Let $ABCD$ be a rectangle. Construct equilateral triangles $BCX$ and $DCY$, in such a way that both of these triangles share some of their interior points with some interior points of the rectangle. Line $AX$ intersects line $CD$ on $P$, and line $AY$ intersects line $BC$ on $Q$. Prove that triangle $APQ$ is equilateral.
Problem
Source: Ibero American 2012
Tags: geometry, parallelogram, geometry proposed
Concyclicboy
03.10.2012 02:27
1° $\triangle ADY \cong\triangle XBA$ then $AX=AY$ and $\angle PAQ=60$. 2° $X$ and $Y$ are midpoints of $AP$ and $AQ$ respectively, because $X$ and $Y$ are on the perpendicular bisectors of $BC$ and $CD$ respectively, and $AP=AQ$.
sunken rock
16.11.2012 21:12
Remark: $\Delta AXY$ is equilateral if $ABCD$ is a parallelogram.
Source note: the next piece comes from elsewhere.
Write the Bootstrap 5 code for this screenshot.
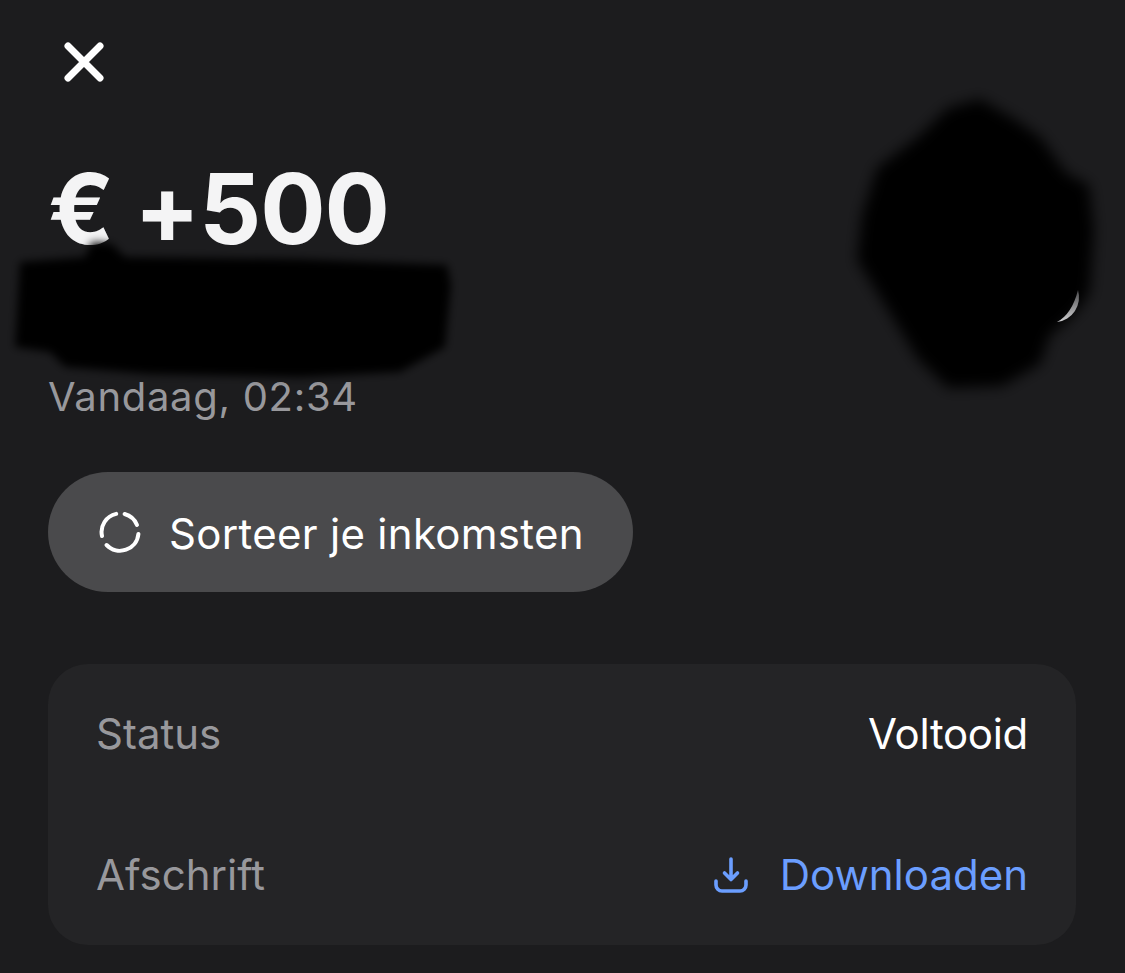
<!DOCTYPE html>
<html lang="nl">
<head>
  <meta charset="UTF-8" />
  <meta name="viewport" content="width=device-width, initial-scale=1" />
  <title>Transactie</title>
  <link href="https://cdn.jsdelivr.net/npm/bootstrap@5.3.0/dist/css/bootstrap.min.css" rel="stylesheet" />
  <style>
    body {
      background: #1c1c1e;
      font-family: Inter, "Liberation Sans", sans-serif;
      color: #fff;
      height: 973px;
      overflow: hidden;
    }
    .sheet {
      position: relative;
      height: 973px;
      padding: 40px 49px 0 48px;
    }
    .close-x {
      display: block;
      width: 44px;
      height: 44px;
      margin-left: 14px;
      padding: 0;
      background: none;
      border: 0;
    }
    .amount {
      margin: 66px 0 0 0;
      font-size: 97px;
      line-height: 118px;
      font-weight: 700;
      color: #f4f4f5;
      letter-spacing: -1px;
      word-spacing: -1px;
    }
    .sender {
      height: 105px;
    }
    .stamp {
      font-size: 40px;
      line-height: 48px;
      color: #98989c;
      letter-spacing: .7px;
    }
    .sort-btn {
      height: 120px;
      width: 585px;
      margin-top: 51px;
      padding: 3px 0 0 51px;
      gap: 28px;
      border: 0;
      border-radius: 60px;
      background: #4a4a4c;
      color: #fff;
      font-size: 42px;
      letter-spacing: .3px;
    }
    .sort-btn svg {
      margin-top: -3px;
    }
    .info-box {
      margin-top: 72px;
      height: 281px;
      padding: 46px 48px 46px 48px;
      border-radius: 40px;
      background: #242426;
      font-size: 42px;
      line-height: 48px;
    }
    .info-key {
      color: #98989c;
    }
    .info-value {
      letter-spacing: -.3px;
    }
    .info-link {
      color: #6b9eff;
      text-decoration: none;
      gap: 32px;
    }
    .scribbles {
      position: absolute;
      top: 0;
      left: 0;
    }
  </style>
</head>
<body>
  <div class="sheet">
    <button class="close-x" type="button" aria-label="Sluiten">
      <svg width="44" height="44" viewBox="0 0 44 44" fill="none" stroke="#fff" stroke-width="7" stroke-linecap="round">
        <path d="M6 6 L38 38 M38 6 L6 38" />
      </svg>
    </button>

    <h1 class="amount">€ +500</h1>
    <div class="sender"></div>
    <div class="stamp">Vandaag, 02:34</div>

    <button class="sort-btn d-flex align-items-center" type="button">
      <svg width="42" height="42" viewBox="0 0 42 42" fill="none" stroke="#fff" stroke-width="4" stroke-linecap="round">
        <path d="M17.2 2.9 A18.5 18.5 0 0 0 3 25" />
        <path d="M25.6 3 A18.5 18.5 0 0 1 38 14" />
        <path d="M39.4 23 A18.5 18.5 0 0 1 7.6 34" />
      </svg>
      <span>Sorteer je inkomsten</span>
    </button>

    <div class="info-box d-flex flex-column justify-content-between">
      <div class="d-flex justify-content-between align-items-center">
        <span class="info-key">Status</span>
        <span class="info-value">Voltooid</span>
      </div>
      <div class="d-flex justify-content-between align-items-center">
        <span class="info-key">Afschrift</span>
        <a class="info-link d-flex align-items-center" href="#">
          <svg width="34" height="36" viewBox="0 0 34 36" fill="none" stroke="#6b9eff" stroke-width="3.6" stroke-linecap="round" stroke-linejoin="round">
            <path d="M17 2 V22 M10.5 16 L17 22.5 L23.5 16" />
            <path d="M2 24 V28 A6 6 0 0 0 8 34 H26 A6 6 0 0 0 32 28 V24" />
          </svg>
          <span>Downloaden</span>
        </a>
      </div>
    </div>

    <!-- blacked out name and avatar -->
    <svg class="scribbles" width="1125" height="973" viewBox="0 0 1125 973">
      <defs>
        <filter id="soft" x="-10%" y="-10%" width="120%" height="120%">
          <feGaussianBlur stdDeviation="4" />
        </filter>
        <filter id="softer" x="-10%" y="-10%" width="120%" height="120%">
          <feGaussianBlur stdDeviation="7" />
        </filter>
        <linearGradient id="glint" x1="0" y1="0" x2="0" y2="1">
          <stop offset="0" stop-color="#4a4a4c" />
          <stop offset="1" stop-color="#d0d0d2" />
        </linearGradient>
      </defs>
      <path fill="#000" filter="url(#soft)" d="M20 262 L85 257 L92 242 L112 244 L125 257 L300 259 L447 265 L451 285 L445 347 L400 372 L300 377 L150 374 L65 367 L50 352 L15 347 Z" />
      <path fill="#000" filter="url(#softer)" d="M980 99 L1016 120 L1041 138 L1066 173 L1089 185 L1094 230 L1090 290 C1086 303 1068 322 1050 335 L1040 364 L1002 386 L948 388 L918 359 L875 289 L857 260 L862 215 L877 168 L918 137 L948 108 Z" />
      <path fill="url(#glint)" d="M1078 290 A25 25 0 0 1 1057 322 Q1072 314 1078 290 Z" />
    </svg>
  </div>
  <script src="https://cdn.jsdelivr.net/npm/bootstrap@5.3.0/dist/js/bootstrap.bundle.min.js"></script>
</body>
</html>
Best regards, sunken rock
Math_Is_Fun_101
28.09.2021 17:37
Note that $X$ and $Y$ lie on the perpendicular bisectors of $BC$ and $AB$ respectively. Since $ABCD$ is a rectangle, $X$ and $Y$ lie on the perpendicular bisectors of $AD$ and $AB$ respectively. Now, from the equilateral triangles note we have $\angle DCX = \angle XCY = \angle YCB = 30^\circ$, so $CX$ and $CY$ are perpendicular bisectors of $DY$ and $BX$ respectively. These give $XA=XD=XY=BY=AY$, so $AXY$ is equilateral. Finally, note that dropping the perpendiculars from $X$ and $Y$ to $BC$ and $CD$ respectively shows $X$ and $Y$ are midpoints of $AP$ and $AQ$ respectively, so $APQ$ is equilateral as well.
Blastoor
28.09.2021 23:13
Notice that $\triangle AYD=\triangle DXC$. From symmetry we get $AY=AX$, from $\triangle DXP$ we get $\angle XDP=\angle XPD$, so $\angle BAY=\angle AYD-60^{\circ}$ and $\angle DAP=90^{\circ}-\angle AYD \implies \angle XAY=60^{\circ}$. As $\triangle AXY$ is equilateral and $XY$ is the midline in $\triangle PAQ$, the required follows.